#### AIM OF THE TASK
Find each line containing the string "components" and return it.

#### INFORMATION SHOWN
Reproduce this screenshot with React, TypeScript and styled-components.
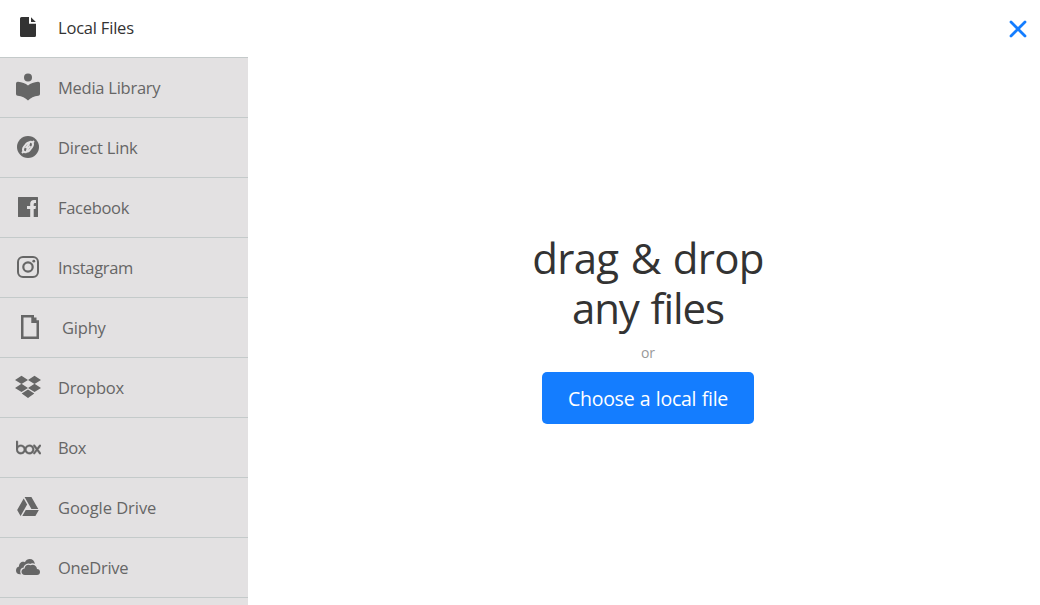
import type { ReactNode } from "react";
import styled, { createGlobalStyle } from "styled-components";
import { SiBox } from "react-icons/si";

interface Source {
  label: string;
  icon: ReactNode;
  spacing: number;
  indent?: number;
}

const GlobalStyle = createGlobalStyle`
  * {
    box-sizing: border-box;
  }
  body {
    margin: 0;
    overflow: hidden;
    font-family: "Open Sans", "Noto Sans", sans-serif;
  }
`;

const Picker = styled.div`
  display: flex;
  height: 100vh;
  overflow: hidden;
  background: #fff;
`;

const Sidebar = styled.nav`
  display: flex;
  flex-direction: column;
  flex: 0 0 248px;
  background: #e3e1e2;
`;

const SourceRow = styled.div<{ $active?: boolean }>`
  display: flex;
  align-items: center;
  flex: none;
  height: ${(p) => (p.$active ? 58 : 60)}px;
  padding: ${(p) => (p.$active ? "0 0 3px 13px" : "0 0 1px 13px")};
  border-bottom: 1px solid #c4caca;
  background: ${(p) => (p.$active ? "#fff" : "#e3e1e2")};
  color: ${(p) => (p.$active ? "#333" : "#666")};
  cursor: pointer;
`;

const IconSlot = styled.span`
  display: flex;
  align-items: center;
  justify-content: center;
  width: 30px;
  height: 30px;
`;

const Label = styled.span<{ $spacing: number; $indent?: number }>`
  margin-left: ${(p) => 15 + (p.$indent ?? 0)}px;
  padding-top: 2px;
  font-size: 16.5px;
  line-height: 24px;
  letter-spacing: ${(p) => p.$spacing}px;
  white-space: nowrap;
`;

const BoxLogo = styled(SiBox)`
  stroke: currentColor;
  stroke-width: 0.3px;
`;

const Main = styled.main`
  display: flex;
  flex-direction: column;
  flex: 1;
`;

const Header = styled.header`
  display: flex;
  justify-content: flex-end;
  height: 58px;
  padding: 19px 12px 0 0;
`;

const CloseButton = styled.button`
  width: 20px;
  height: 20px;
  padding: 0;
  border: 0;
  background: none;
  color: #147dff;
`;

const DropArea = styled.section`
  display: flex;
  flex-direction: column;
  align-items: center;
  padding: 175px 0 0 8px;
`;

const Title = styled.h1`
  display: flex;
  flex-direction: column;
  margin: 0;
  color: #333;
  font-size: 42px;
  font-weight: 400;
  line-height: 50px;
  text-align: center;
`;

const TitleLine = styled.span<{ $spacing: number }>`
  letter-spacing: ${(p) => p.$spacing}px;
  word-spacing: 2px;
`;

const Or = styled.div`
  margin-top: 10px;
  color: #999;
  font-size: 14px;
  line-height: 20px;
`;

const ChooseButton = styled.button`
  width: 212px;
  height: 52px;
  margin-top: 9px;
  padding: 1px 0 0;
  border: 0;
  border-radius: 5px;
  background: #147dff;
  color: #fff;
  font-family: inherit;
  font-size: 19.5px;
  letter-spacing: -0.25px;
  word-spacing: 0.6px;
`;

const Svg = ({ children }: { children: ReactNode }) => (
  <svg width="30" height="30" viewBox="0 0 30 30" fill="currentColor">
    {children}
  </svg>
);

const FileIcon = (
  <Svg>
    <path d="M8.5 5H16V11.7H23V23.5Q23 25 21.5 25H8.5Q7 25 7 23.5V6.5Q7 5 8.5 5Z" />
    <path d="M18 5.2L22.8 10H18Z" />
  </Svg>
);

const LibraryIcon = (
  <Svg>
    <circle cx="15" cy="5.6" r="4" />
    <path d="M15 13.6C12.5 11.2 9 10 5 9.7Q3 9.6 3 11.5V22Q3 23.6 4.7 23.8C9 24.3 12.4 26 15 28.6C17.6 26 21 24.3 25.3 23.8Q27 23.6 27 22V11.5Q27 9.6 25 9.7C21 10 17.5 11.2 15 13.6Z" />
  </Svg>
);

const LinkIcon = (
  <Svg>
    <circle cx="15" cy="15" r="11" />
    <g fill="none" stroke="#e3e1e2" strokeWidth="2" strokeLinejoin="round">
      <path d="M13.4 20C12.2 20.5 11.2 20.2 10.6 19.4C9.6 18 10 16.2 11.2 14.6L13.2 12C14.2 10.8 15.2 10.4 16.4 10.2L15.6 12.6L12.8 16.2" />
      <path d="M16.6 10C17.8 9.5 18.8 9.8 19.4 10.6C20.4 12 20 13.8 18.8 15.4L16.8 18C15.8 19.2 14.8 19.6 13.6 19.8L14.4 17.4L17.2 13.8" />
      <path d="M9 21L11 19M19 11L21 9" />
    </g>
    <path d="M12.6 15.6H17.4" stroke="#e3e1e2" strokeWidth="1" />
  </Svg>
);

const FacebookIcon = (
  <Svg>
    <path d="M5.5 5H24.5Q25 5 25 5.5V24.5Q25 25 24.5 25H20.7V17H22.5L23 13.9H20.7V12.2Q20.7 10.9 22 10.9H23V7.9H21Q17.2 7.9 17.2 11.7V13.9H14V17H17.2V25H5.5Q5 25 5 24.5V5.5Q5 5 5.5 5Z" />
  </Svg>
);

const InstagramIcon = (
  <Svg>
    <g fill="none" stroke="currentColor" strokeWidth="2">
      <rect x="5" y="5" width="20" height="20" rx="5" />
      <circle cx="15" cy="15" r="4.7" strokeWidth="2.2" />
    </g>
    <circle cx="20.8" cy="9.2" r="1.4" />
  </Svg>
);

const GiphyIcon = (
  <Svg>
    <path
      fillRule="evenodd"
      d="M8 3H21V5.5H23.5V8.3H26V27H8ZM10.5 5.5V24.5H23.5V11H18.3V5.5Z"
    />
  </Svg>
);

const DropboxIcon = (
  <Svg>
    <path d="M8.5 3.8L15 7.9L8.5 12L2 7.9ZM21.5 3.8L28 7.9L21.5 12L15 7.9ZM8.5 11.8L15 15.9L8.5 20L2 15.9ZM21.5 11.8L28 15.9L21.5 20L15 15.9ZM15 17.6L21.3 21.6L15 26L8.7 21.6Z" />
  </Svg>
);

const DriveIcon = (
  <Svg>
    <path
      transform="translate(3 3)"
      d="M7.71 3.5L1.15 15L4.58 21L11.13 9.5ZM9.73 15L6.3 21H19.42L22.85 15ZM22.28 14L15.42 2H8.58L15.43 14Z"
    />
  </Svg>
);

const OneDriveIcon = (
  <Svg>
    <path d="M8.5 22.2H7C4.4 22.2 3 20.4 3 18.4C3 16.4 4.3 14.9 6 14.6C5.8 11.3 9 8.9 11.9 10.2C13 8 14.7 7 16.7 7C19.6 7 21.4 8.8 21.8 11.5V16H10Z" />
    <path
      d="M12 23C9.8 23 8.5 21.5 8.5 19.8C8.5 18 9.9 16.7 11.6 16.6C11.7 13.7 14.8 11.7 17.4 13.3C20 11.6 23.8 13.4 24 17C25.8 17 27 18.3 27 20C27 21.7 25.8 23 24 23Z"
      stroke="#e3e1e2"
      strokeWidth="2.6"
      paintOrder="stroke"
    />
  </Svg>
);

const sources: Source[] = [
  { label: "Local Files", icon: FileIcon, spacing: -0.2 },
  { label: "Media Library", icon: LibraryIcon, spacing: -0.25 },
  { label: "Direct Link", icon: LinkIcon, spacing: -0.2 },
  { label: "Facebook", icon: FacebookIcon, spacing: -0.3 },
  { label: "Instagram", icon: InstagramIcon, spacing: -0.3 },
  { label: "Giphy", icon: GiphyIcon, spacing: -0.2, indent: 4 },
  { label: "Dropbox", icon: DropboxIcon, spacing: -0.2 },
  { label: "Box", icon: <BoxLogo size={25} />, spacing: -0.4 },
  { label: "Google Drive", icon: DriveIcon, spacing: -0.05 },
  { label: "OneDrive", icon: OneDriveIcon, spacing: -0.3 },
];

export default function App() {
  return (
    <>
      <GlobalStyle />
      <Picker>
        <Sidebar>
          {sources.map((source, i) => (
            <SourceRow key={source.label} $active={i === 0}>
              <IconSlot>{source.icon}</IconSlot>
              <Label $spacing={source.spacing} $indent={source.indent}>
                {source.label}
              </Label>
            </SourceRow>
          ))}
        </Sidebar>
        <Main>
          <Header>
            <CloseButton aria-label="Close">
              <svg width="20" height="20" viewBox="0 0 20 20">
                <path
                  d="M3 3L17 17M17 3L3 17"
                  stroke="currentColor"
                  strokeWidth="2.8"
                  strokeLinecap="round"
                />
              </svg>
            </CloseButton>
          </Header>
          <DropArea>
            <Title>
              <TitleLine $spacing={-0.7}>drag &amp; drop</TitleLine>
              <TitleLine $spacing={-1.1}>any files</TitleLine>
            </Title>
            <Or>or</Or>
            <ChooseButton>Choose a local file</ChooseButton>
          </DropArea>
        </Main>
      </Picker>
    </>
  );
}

#### TASK SOLUTION
Reproduce this screenshot with React, TypeScript and styled-components.
import styled, { createGlobalStyle } from "styled-components";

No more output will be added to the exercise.